2025 - Continued use + state-level legislation
- Q1 2025: No federal legislation specific to remote proctoring. Piecemeal state activity (Illinois BIPA continuing to drive litigation, Texas CUBI active).
- Spring 2025: University of Toronto Faculty of Medicine moves licensing exams off remote proctoring.
- Mid-2025: Estimated >50 U.S. universities have adopted opt-out provisions for documented privacy concerns.
- Late 2025: Sixth Circuit final ruling on Ogletree (remanded for further proceedings; the Fourth Amendment question remains open at appellate level).
2026 - Current state
- Remote proctoring continues at scale at most large universities.
- Opt-out and accommodation processes are now standard at most institutions.
- BIPA and CCPA continue to drive litigation.
- No federal regulation specific to remote proctoring; bills introduced in Congress have not advanced.
- Student-led advocacy organizations (FIRE, EFF, ACLU) continue to publish coverage.
- Respondus, ProctorU, Honorlock, Proctorio all continue to operate at scale.
What this means for you (a student in 2026)
- You have legal rights you can exercise - CCPA, GDPR, FERPA, BIPA depending on your jurisdiction.
- Most universities have an opt-out path, even if it's not advertised. Email your registrar.
- The Ogletree ruling means at public (state-actor) universities, you may have a Fourth Amendment objection to room scans. Document your concern in writing.
- Class-action settlements are ongoing; your future participation in such suits is not foreclosed.
- The political winds are shifting against remote proctoring at "elite" institutions; mainstream institutions still rely on it.
Universities documented as having restricted or banned remote proctoring
(Current to early 2026; not exhaustive.)
- Yale Law School (2022)
- Cleveland State University (2022, room scans specifically)
- University of Illinois Urbana-Champaign (multiple departments, 2023)
- University of Toronto Faculty of Medicine (2025)
- Several UC system campuses (opt-out provisions, 2024-2025)
- Most European universities (GDPR compliance challenges; uneven deployment)
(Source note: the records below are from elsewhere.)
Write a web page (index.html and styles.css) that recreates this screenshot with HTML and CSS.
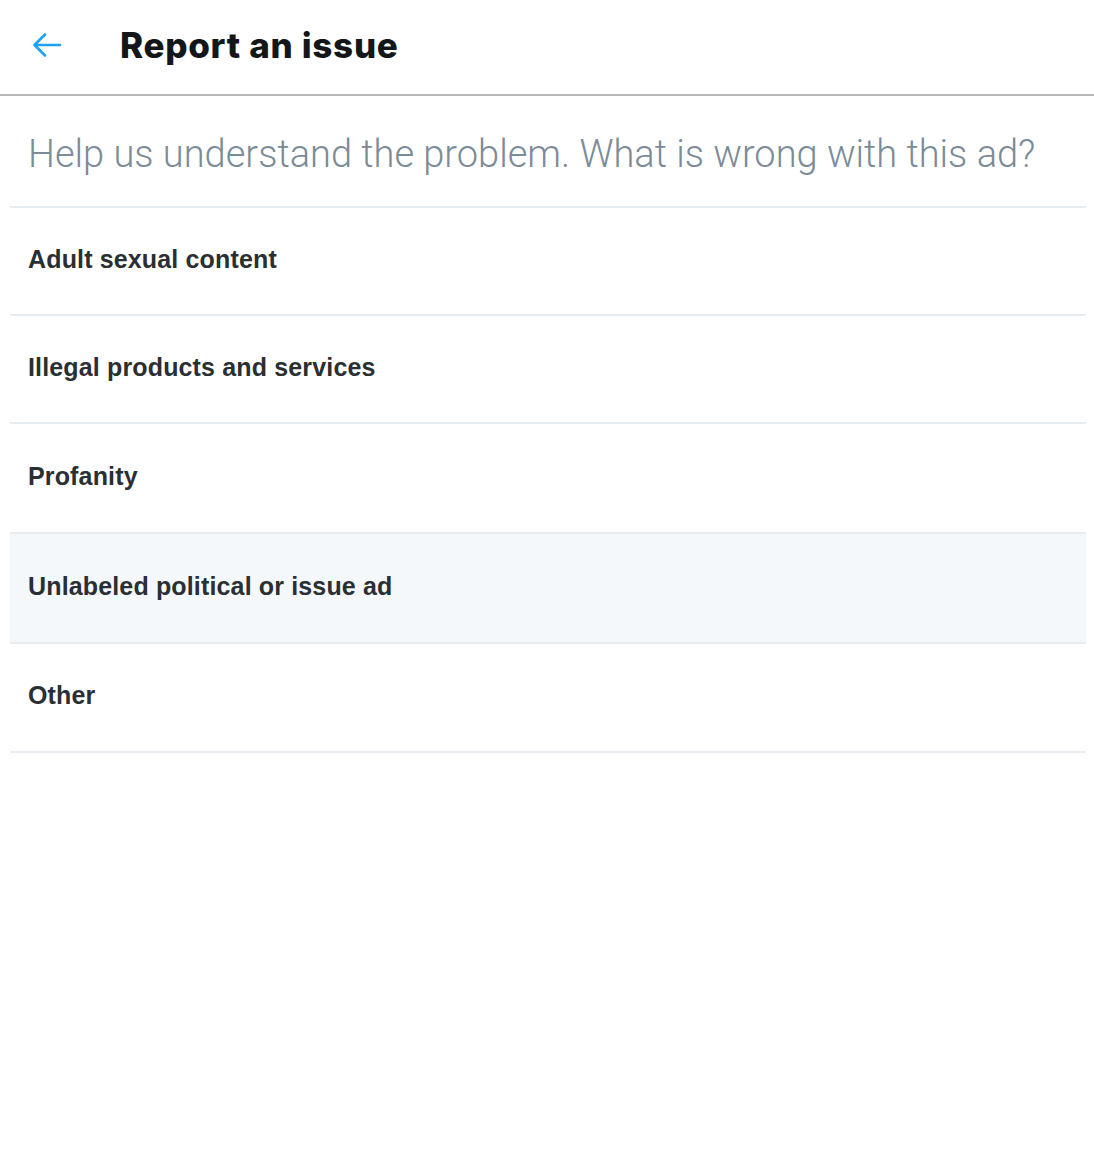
FILE: index.html
```html
<!DOCTYPE html>
<html>
<head>
<meta charset="utf-8">
<link rel="stylesheet" href="styles.css">
</head>
<body>
<header class="header">
  <button class="back" aria-label="Back">
    <svg viewBox="0 0 30 26" width="30" height="26">
      <path d="M28 13H3M13 2.5L2.5 13L13 23.5" fill="none" stroke="#1da1f2" stroke-width="2.6" stroke-linecap="round" stroke-linejoin="round"/>
    </svg>
  </button>
  <h1 class="title">Report an issue</h1>
</header>
<main class="content">
  <p class="prompt">Help us understand the problem. What is wrong with this ad?</p>
  <ul class="options">
    <li class="option">Adult sexual content</li>
    <li class="option">Illegal products and services</li>
    <li class="option option-tall">Profanity</li>
    <li class="option option-tall option-hover">Unlabeled political or issue ad</li>
    <li class="option option-last">Other</li>
  </ul>
</main>
</body>
</html>
```
FILE: styles.css
```css
html, body {
  margin: 0;
  padding: 0;
  background: #ffffff;
}
body {
  font-family: "Liberation Sans", Arial, sans-serif;
  color: #14171a;
}
.header {
  height: 94px;
  display: flex;
  align-items: center;
  border-bottom: 2px solid #b8b8b8;
  box-sizing: content-box;
}
.back {
  width: 120px;
  height: 94px;
  border: 0;
  background: transparent;
  padding: 0 0 0 32px;
  display: flex;
  align-items: center;
  margin: 0;
}
.back svg {
  display: block;
  margin-top: -5px;
}
.title {
  margin: 0;
  font-family: Inter, "Liberation Sans", sans-serif;
  font-weight: 800;
  font-size: 35px;
  letter-spacing: 0.7px;
  color: #14171a;
  margin-top: -5px;
}
.content {
  padding: 0 8px 0 10px;
}
.prompt {
  margin: 0;
  height: 112px;
  display: flex;
  align-items: center;
  padding: 6px 0 0 18px;
  font-family: Roboto, "Liberation Sans", sans-serif;
  font-weight: 300;
  font-size: 38px;
  color: #7b8b98;
  border-bottom: 2px solid #e6ecf0;
  box-sizing: border-box;
}
.options {
  list-style: none;
  margin: 0;
  padding: 0;
}
.option {
  height: 108px;
  display: flex;
  align-items: center;
  padding: 0 0 4px 18px;
  font-weight: 700;
  font-size: 25px;
  letter-spacing: 0.15px;
  color: #292f33;
  border-bottom: 2px solid #e6ecf0;
  box-sizing: border-box;
}
.option-tall {
  height: 110px;
}
.option-hover {
  background: #f5f8fa;
}
.option-last {
  height: 109px;
}
```
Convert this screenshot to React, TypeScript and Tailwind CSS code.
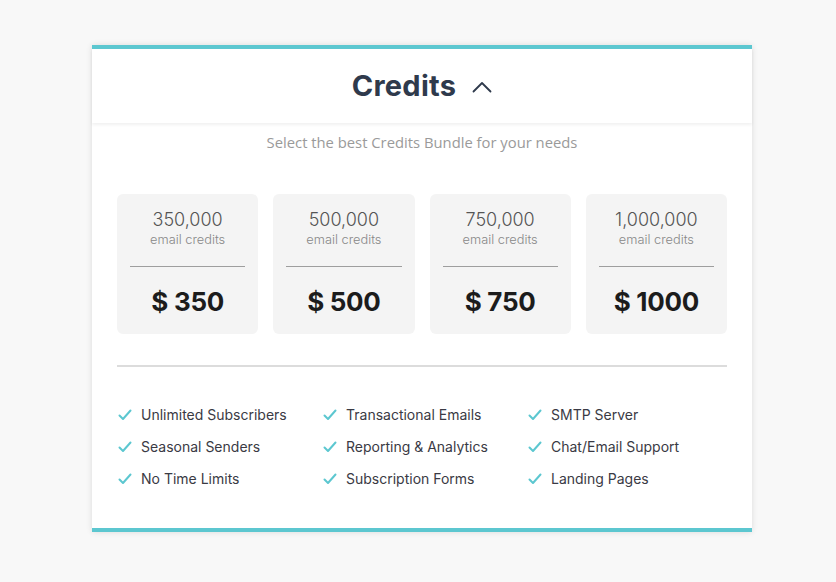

Frequently asked questions
Did anyone go to jail over the lawsuits?
No. These are civil suits - alleging policy violations and seeking damages. Criminal charges have not been filed in any of the documented cases.
Are the lawsuits "won" or are they ongoing?
Mixed. Ogletree was a partial win (Fourth Amendment ruling) that's on appeal. Many BIPA suits have settled out of court. New suits continue to be filed.
If I refuse to use Respondus, can my university punish me?
Universities can require LDB for specific exams. Your remedy is to seek alternative arrangements (in-person, different proctoring tool, accommodations) - not to refuse outright. Document your concern in writing first.